13. Re, Eddowes, (1861) 62 ER 430, cited by the counsel for the appellant in his reply also belongs to the same category. What happened in that case was that a testator after having made a bequest of the residuary estate to his seven children revoked by a codicil the share given in the will to one of the sons and gave the same to his trustees by a trust at their uncontrolled discretion to apply the same or such parts thereof as they should think proper for the personal maintenance and support or otherwise for the benefit of the said son or otherwise to apply the same in augmentation of the shares of the testator's other children.
The trustees did not exercise the power but paid the share in question into court under the Trustee Relief Act. It was laid down by Vice Chancellor Sir R.T. Kindersley that there being no gift in favour of the person who would he benefited by the exercise of the power, no gift could be implied. Consequently, there was intestacy with respect to that share. This is an obvious case of a mere power and not one coupled with interest.
On the terms of the will, no gift could be implied. This does not therefore advance the case of the appellant in any way.
14. It was then argued by Sri Somasundaram with great insistence that the principle enunciated in Kumarasami v. Subbaraya, ILR 9 Mad 325, would govern the instant case on hand. There, a Hindu by his will after appointing certain persons as executors for the purpose of managing the estate gave them the following direction:
'You should give my brothers, their wives and children, according to your wishes.'
Justice Brandt and Justice Parker in reversing the judgment of Justice Kerman in regard to the effect of these words observed that the words expressed a wish only and not a command and that though the objects of the testator's benevolence were clearly mentioned there was uncertainty both as to the property and the way in which it should go. It was also remarked by both the learned Judges that the executors who were given the power of general direction did not exercise but renounced the only character in which it was competent to exercise it.

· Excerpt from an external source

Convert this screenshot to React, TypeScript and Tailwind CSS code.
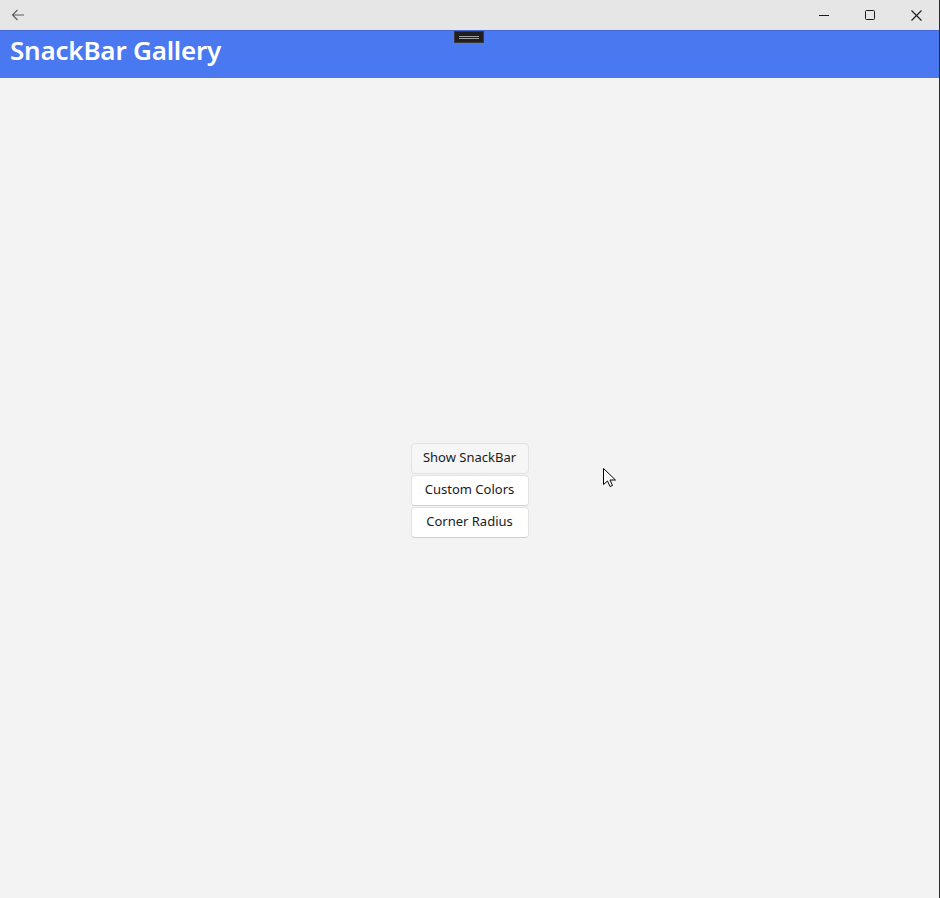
import React from 'react';

const font = { fontFamily: '"Noto Sans", "Open Sans", sans-serif' };

const App: React.FC = () => {
  return (
    <div className="h-[898px] w-[940px] flex flex-col bg-[#f3f3f3] border-r border-[#2b2b2b] overflow-hidden relative" style={font}>
      {/* title bar */}
      <div className="h-[30px] bg-[#e6e6e6] flex items-center justify-between">
        <button className="w-[36px] h-[30px] flex items-center justify-center text-[#5c5c5c]">
          <svg width="14" height="14" viewBox="0 0 14 14" fill="none" stroke="currentColor" strokeWidth="1.1">
            <path d="M13 7H1.5M6.5 2L1.5 7l5 5" />
          </svg>
        </button>
        <div className="flex h-full text-[#1a1a1a]">
          <div className="w-[46px] flex items-center justify-center">
            <svg width="10" height="10" viewBox="0 0 10 10" stroke="currentColor" strokeWidth="1">
              <path d="M0 5.5h10" />
            </svg>
          </div>
          <div className="w-[46px] flex items-center justify-center">
            <svg width="10" height="10" viewBox="0 0 10 10" fill="none" stroke="currentColor" strokeWidth="1">
              <rect x="0.5" y="0.5" width="9" height="9" rx="1" />
            </svg>
          </div>
          <div className="w-[46px] flex items-center justify-center">
            <svg width="11" height="11" viewBox="0 0 11 11" stroke="currentColor" strokeWidth="1.1">
              <path d="M0.5 0.5l10 10M10.5 0.5l-10 10" />
            </svg>
          </div>
        </div>
      </div>

      {/* header */}
      <div className="h-[48px] bg-[#4a78f0] border-t border-[#4469d6] flex items-center px-[10px] pb-[9px] relative">
        <h1 className="text-white text-[26px] font-semibold leading-none tracking-[-0.2px]">SnackBar Gallery</h1>
        <div className="absolute left-[454px] top-0 w-[30px] h-[12px] bg-[#1f1f1f] border border-[#3a3a3a] flex items-center justify-center">
          <div className="w-[20px] h-[3px] border-y border-[#a0a0a0]" />
        </div>
      </div>

      {/* content */}
      <div className="flex-1 flex flex-col items-center justify-center gap-[1px] pt-[4px]">
        <button className="w-[118px] h-[31px] rounded-[4px] bg-[#f6f6f6] border border-[#e2e2e2] text-[13px] text-[#1b1b1b]">
          Show SnackBar
        </button>
        <button className="w-[118px] h-[31px] rounded-[4px] bg-white border border-[#e2e2e2] border-b-[#d0d0d0] text-[13px] text-[#1b1b1b]">
          Custom Colors
        </button>
        <button className="w-[118px] h-[31px] rounded-[4px] bg-white border border-[#e2e2e2] border-b-[#d0d0d0] text-[13px] text-[#1b1b1b]">
          Corner Radius
        </button>
      </div>

      {/* pointer */}
      <svg className="absolute left-[603px] top-[468px]" width="13" height="20" viewBox="0 0 13 20">
        <path d="M0.5 0.5v16l4-3.5 2.5 5.5 2.5-1-2.5-5.5h5.5z" fill="white" stroke="black" strokeWidth="1" />
      </svg>
    </div>
  );
};

export default App;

Since they have not chosen to act, the Court would not act unless the power is coupled with a trust. It is manifest that it is the uncertainty as to the property to be distributed amongst the persons intended to be benefited by the testator and the mode of distribution that induced the learned Judge to give that decision.
15. The other case called in aid by Sri Somasundaram does not come to the rescue of the appellant. In Mussoori Bank v. Albert Charles Raynor ILR 4 All 500 (PC), the testator made a gift in these words:
'I give to my dearly beloved wife the whole of my property both real and personal (described) feeling confident that she will act justly to our children in dividing the same when no longer required by her.'
The Privy Council in setting aside the judgment of the High Court of Allahabad held that under the will an absolute estate was given to the wife and no trust was created for the benefit of the children. It is seen that in that case no obligation was cast on the wife to leave any property to the children. It was a mere pious wish of the testator which was left to his wife to give effect or not. This does not lend any support to the theory propounded by the counsel for the appellant.
16. Bhaidas Shivdas v. Bai Ghulab, ILR 46 Bom 153: (AIR 1922 PC 193), also does not carry the appellant anywhere. That was a case where a Hindu under his will constituted his wife the owner of the property (malik) and provided that she should leave whatever property might remain after her death to two named daughters as she liked. On a construction of this clause, the Privy Council agreed with the view of the High Court that the widow took an absolute estate and there was no trust created in favour of the two daughters of the testator and the testator merely expressed a wish.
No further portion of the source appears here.